Preliminary Scope (October 2008)

At Workshop 2 in San Francisco, the Bamboo program staff presented a framework for thinking about seven initial directions for the Bamboo implementation proposal (https://wiki.projectbamboo.org/display/BPUB/Directions). The program staff asked the approximately 140 participants from 60 institutions and organizations to consider these broad directions in workshop breakout groups to further define the scope and rationale of what Bamboo will propose for implementation in July 2009. Participants at the workshop defined eight potential working groups that included proposed charters and timelines for each.

Two key issues that emerged over the three days were the need for the program staff to articulate a more defined scope for Bamboo and the value that Bamboo can deliver to different institutions, organizations, and individuals. This document addresses both the preliminary scope for Bamboo and the charges to working groups for the next phase of activity that will lead up to Workshop 3.

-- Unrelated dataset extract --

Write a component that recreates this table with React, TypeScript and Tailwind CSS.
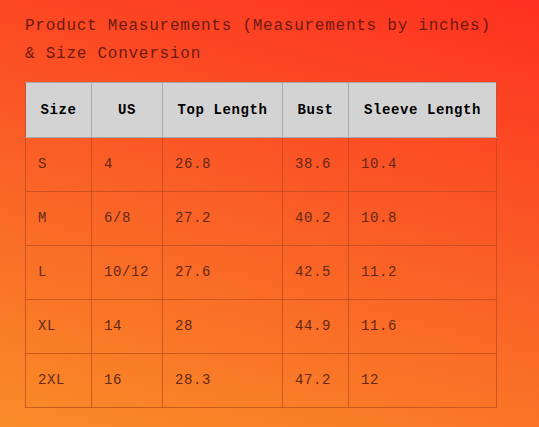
import React from 'react';

const rows = [
  ['S', '4', '26.8', '38.6', '10.4'],
  ['M', '6/8', '27.2', '40.2', '10.8'],
  ['L', '10/12', '27.6', '42.5', '11.2'],
  ['XL', '14', '28', '44.9', '11.6'],
  ['2XL', '16', '28.3', '47.2', '12'],
];

const headers = ['Size', 'US', 'Top Length', 'Bust', 'Sleeve Length'];
const widths = ['w-[66px]', 'w-[71px]', 'w-[120px]', 'w-[66px]', 'w-[148px]'];

export default function App() {
  return (
    <div
      className="w-[539px] h-[427px] bg-[linear-gradient(195deg,#fe3020_0%,#fa5a26_45%,#f98d28_100%)] px-[25px] pt-[12px]"
      style={{ fontFamily: '"Liberation Mono", "DejaVu Sans Mono", monospace' }}
    >
      <h1 className="text-[16px] leading-[28px] tracking-[0.75px] text-[#6e1a12] font-normal">
        Product Measurements (Measurements by inches)
        <br />& Size Conversion
      </h1>

      <table className="mt-[14px] w-[471px] table-fixed border-collapse">
        <colgroup>
          {widths.map((w, i) => (
            <col key={i} className={w} />
          ))}
        </colgroup>
        <thead>
          <tr className="h-[55px] bg-[#d3d3d3]">
            {headers.map((h) => (
              <th
                key={h}
                className="border border-[#a9a9a9] text-center text-[14px] font-bold tracking-[0.6px] text-black first:border-l-[#c9503a] last:border-r-[#c9503a]"
              >
                {h}
              </th>
            ))}
          </tr>
        </thead>
        <tbody>
          {rows.map((r) => (
            <tr key={r[0]} className="h-[54px]">
              {r.map((c, i) => (
                <td
                  key={i}
                  className="border border-[#b8481e]/70 px-[12px] text-left text-[14px] tracking-[0.6px] text-[#64281a]"
                >
                  {c}
                </td>
              ))}
            </tr>
          ))}
        </tbody>
      </table>
    </div>
  );
}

At present, the planning project is in the seventh month of an 18-month planning process that is centered around the organizing question of "how can we advance arts and humanities research through the development of shared technology services?" The overarching goal of the planning process is to explore this question through a series of workshops and inter-workshop activities and ultimately develop an implementation proposal. Over the course of the planning process, participating institutions and organizations will help to define the final scope of Bamboo, and formulate a set of activities, processes, and projects that will guide implementation and shape the community that supports it.

To realize and sustain the vision, Bamboo will need to be a consortium of universities, colleges, libraries, organizations, and industry partners who are committed to supporting research, teaching and learning in the arts, humanities, and interpretive social sciences. The approach that is central to this planning project is one rooted in creating, reusing, remixing, and sharing technology services across project, institutional, organizational, regional, and national boundaries. The fundamental thought behind this approach is that if we can share technologies and content in common ways, we will be able to reduce the overall effort in the long term to create new digital projects, increase the potential for greater innovation as more effort can be placed on new ideas rather than recreating existing solutions, take best advantage of specialized skill sets across the various communities to solve problems, and leverage institutional and community-wide economies of scale to tackle problems and sustain critical projects. This is a vision shared by many who see the promise of cyberinfrastructure and e-infrastructure worldwide.

As we learned over the first two workshops, this approach involves much more than technology – it places new demands on people, processes, institutions, and organizations. Underlying Bamboo is an idea that by working together within and across our institutions, disciplines, organizations, and areas of expertise, we have the potential to do a better job of supporting humanities scholars and practioners, whether students or faculty. Achieving this idea is and will be challenging, but the benefits have the potential to far exceed anything we can envision within our brief discussions at planning workshops.

Based on the work to date on the planning project, the preliminary focus of Bamboo includes education, scholarly networking, tool and content interoperability, building and sustaining partnerships both within institutions and across the Bamboo community, and the services framework that is fundamental to Bamboo. Each of these areas map to specific working group activities that shall occur before Workshop 3 in January 2009.

The Bamboo Leadership Council intends to a release a more detailed scope and value proposition for Bamboo in late November – the halfway to point Workshop 3. This proposition statement will draw from some of the initial ideas generated by the working groups.

It is important to note that overall scope of Bamboo will continue to evolve over time. Over the course of the planning project, we will post updates to the scope so that the Bamboo community and interested parties can better understand what Bamboo is and where it is heading.